DATASET EXCERPT:
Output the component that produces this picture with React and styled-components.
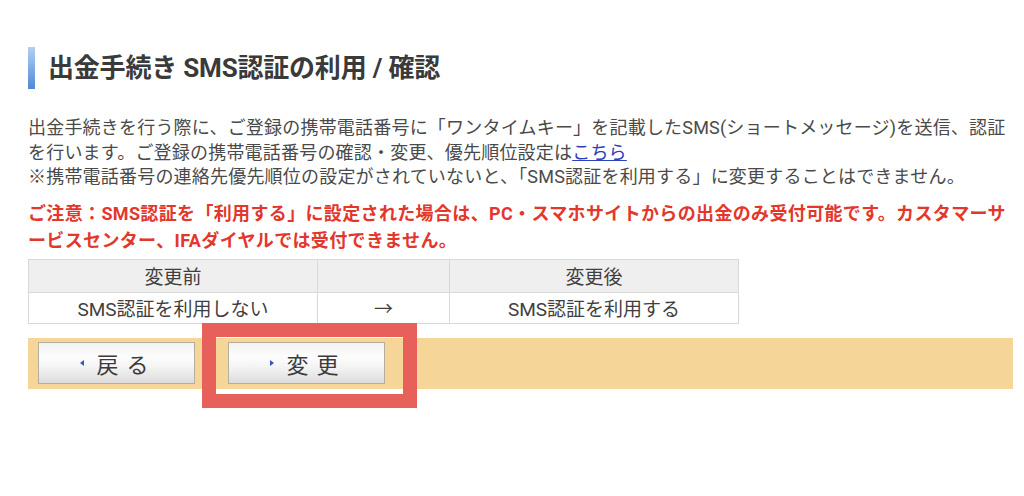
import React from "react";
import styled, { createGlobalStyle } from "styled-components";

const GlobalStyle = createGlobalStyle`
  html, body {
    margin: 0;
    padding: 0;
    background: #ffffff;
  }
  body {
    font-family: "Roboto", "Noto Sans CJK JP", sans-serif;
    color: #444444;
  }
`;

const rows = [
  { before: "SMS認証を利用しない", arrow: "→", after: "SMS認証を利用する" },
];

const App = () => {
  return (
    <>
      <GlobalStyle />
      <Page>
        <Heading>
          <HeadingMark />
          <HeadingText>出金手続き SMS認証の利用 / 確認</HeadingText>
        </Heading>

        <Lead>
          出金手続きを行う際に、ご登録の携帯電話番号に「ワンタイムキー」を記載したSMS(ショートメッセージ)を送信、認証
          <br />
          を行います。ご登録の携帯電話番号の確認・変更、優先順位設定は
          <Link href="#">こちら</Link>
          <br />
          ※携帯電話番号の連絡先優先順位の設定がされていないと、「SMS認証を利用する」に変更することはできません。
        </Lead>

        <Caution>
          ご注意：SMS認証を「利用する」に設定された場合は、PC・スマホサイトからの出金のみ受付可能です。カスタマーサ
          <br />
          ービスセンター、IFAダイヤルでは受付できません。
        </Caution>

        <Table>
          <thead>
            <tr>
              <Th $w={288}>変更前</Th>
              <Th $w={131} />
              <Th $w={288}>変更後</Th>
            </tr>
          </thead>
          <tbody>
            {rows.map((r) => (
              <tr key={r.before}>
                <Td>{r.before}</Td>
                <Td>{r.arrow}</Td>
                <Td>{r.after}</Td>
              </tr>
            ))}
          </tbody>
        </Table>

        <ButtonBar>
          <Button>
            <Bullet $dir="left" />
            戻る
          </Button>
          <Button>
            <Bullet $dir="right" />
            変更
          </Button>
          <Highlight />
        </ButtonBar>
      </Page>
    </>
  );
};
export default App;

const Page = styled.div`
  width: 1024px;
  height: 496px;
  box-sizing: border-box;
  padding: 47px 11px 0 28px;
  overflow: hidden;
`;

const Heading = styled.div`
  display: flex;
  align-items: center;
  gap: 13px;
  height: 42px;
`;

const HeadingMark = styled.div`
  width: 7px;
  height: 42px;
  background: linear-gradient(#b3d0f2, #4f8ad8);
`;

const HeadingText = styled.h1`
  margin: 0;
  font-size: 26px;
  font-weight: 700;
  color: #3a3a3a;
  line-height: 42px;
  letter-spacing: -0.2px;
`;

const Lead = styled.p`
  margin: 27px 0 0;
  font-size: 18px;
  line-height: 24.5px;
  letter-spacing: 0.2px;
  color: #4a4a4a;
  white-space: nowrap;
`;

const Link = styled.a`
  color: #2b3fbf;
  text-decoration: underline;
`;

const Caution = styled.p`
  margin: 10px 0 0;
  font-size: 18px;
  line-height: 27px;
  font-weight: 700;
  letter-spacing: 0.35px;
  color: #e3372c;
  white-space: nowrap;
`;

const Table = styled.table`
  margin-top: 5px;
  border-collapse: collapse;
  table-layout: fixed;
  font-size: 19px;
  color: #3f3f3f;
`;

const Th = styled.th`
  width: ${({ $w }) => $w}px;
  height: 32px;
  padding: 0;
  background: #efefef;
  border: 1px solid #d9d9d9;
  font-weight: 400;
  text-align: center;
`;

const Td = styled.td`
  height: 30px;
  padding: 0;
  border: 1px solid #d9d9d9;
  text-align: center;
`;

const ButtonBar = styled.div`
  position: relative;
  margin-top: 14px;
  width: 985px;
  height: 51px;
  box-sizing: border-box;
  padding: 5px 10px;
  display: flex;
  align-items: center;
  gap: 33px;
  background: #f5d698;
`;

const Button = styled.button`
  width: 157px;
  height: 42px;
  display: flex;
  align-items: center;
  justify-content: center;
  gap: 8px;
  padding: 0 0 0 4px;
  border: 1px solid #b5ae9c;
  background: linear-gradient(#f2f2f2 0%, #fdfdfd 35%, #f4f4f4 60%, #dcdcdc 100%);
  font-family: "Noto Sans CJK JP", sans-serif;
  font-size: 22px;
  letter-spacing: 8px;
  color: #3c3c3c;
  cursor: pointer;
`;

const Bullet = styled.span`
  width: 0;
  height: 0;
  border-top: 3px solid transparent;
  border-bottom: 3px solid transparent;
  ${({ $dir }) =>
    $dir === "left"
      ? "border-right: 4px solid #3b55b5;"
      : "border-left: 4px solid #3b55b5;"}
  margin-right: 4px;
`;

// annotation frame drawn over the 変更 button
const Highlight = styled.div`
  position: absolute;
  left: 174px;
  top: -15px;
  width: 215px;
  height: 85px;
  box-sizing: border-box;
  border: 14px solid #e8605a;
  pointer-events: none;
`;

GOAL:
Copy the data exactly. Any picture it contains is to be omitted.

COMPLETE OUTPUT:
Output the component that produces this picture with React and styled-components.
import React from "react";
import styled, { createGlobalStyle } from "styled-components";

const GlobalStyle = createGlobalStyle`
  html, body {
    margin: 0;
    padding: 0;
    background: #ffffff;
  }
  body {
    font-family: "Roboto", "Noto Sans CJK JP", sans-serif;
    color: #444444;
  }
`;

const rows = [
  { before: "SMS認証を利用しない", arrow: "→", after: "SMS認証を利用する" },
];

const App = () => {
  return (
    <>
      <GlobalStyle />
      <Page>
        <Heading>
          <HeadingMark />
          <HeadingText>出金手続き SMS認証の利用 / 確認</HeadingText>
        </Heading>

        <Lead>
          出金手続きを行う際に、ご登録の携帯電話番号に「ワンタイムキー」を記載したSMS(ショートメッセージ)を送信、認証
          <br />
          を行います。ご登録の携帯電話番号の確認・変更、優先順位設定は
          <Link href="#">こちら</Link>
          <br />
          ※携帯電話番号の連絡先優先順位の設定がされていないと、「SMS認証を利用する」に変更することはできません。
        </Lead>

        <Caution>
          ご注意：SMS認証を「利用する」に設定された場合は、PC・スマホサイトからの出金のみ受付可能です。カスタマーサ
          <br />
          ービスセンター、IFAダイヤルでは受付できません。
        </Caution>

        <Table>
          <thead>
            <tr>
              <Th $w={288}>変更前</Th>
              <Th $w={131} />
              <Th $w={288}>変更後</Th>
            </tr>
          </thead>
          <tbody>
            {rows.map((r) => (
              <tr key={r.before}>
                <Td>{r.before}</Td>
                <Td>{r.arrow}</Td>
                <Td>{r.after}</Td>
              </tr>
            ))}
          </tbody>
        </Table>

        <ButtonBar>
          <Button>
            <Bullet $dir="left" />
            戻る
          </Button>
          <Button>
            <Bullet $dir="right" />
            変更
          </Button>
          <Highlight />
        </ButtonBar>
      </Page>
    </>
  );
};
export default App;

const Page = styled.div`
  width: 1024px;
  height: 496px;
  box-sizing: border-box;
  padding: 47px 11px 0 28px;
  overflow: hidden;
`;

const Heading = styled.div`
  display: flex;
  align-items: center;
  gap: 13px;
  height: 42px;
`;

const HeadingMark = styled.div`
  width: 7px;
  height: 42px;
  background: linear-gradient(#b3d0f2, #4f8ad8);
`;

const HeadingText = styled.h1`
  margin: 0;
  font-size: 26px;
  font-weight: 700;
  color: #3a3a3a;
  line-height: 42px;
  letter-spacing: -0.2px;
`;

const Lead = styled.p`
  margin: 27px 0 0;
  font-size: 18px;
  line-height: 24.5px;
  letter-spacing: 0.2px;
  color: #4a4a4a;
  white-space: nowrap;
`;

const Link = styled.a`
  color: #2b3fbf;
  text-decoration: underline;
`;

const Caution = styled.p`
  margin: 10px 0 0;
  font-size: 18px;
  line-height: 27px;
  font-weight: 700;
  letter-spacing: 0.35px;
  color: #e3372c;
  white-space: nowrap;
`;

const Table = styled.table`
  margin-top: 5px;
  border-collapse: collapse;
  table-layout: fixed;
  font-size: 19px;
  color: #3f3f3f;
`;

const Th = styled.th`
  width: ${({ $w }) => $w}px;
  height: 32px;
  padding: 0;
  background: #efefef;
  border: 1px solid #d9d9d9;
  font-weight: 400;
  text-align: center;
`;

const Td = styled.td`
  height: 30px;
  padding: 0;
  border: 1px solid #d9d9d9;
  text-align: center;
`;

const ButtonBar = styled.div`
  position: relative;
  margin-top: 14px;
  width: 985px;
  height: 51px;
  box-sizing: border-box;
  padding: 5px 10px;
  display: flex;
  align-items: center;
  gap: 33px;
  background: #f5d698;
`;

const Button = styled.button`
  width: 157px;
  height: 42px;
  display: flex;
  align-items: center;
  justify-content: center;
  gap: 8px;
  padding: 0 0 0 4px;
  border: 1px solid #b5ae9c;
  background: linear-gradient(#f2f2f2 0%, #fdfdfd 35%, #f4f4f4 60%, #dcdcdc 100%);
  font-family: "Noto Sans CJK JP", sans-serif;
  font-size: 22px;
  letter-spacing: 8px;
  color: #3c3c3c;
  cursor: pointer;
`;

const Bullet = styled.span`
  width: 0;
  height: 0;
  border-top: 3px solid transparent;
  border-bottom: 3px solid transparent;
  ${({ $dir }) =>
    $dir === "left"
      ? "border-right: 4px solid #3b55b5;"
      : "border-left: 4px solid #3b55b5;"}
  margin-right: 4px;
`;

// annotation frame drawn over the 変更 button
const Highlight = styled.div`
  position: absolute;
  left: 174px;
  top: -15px;
  width: 215px;
  height: 85px;
  box-sizing: border-box;
  border: 14px solid #e8605a;
  pointer-events: none;
`;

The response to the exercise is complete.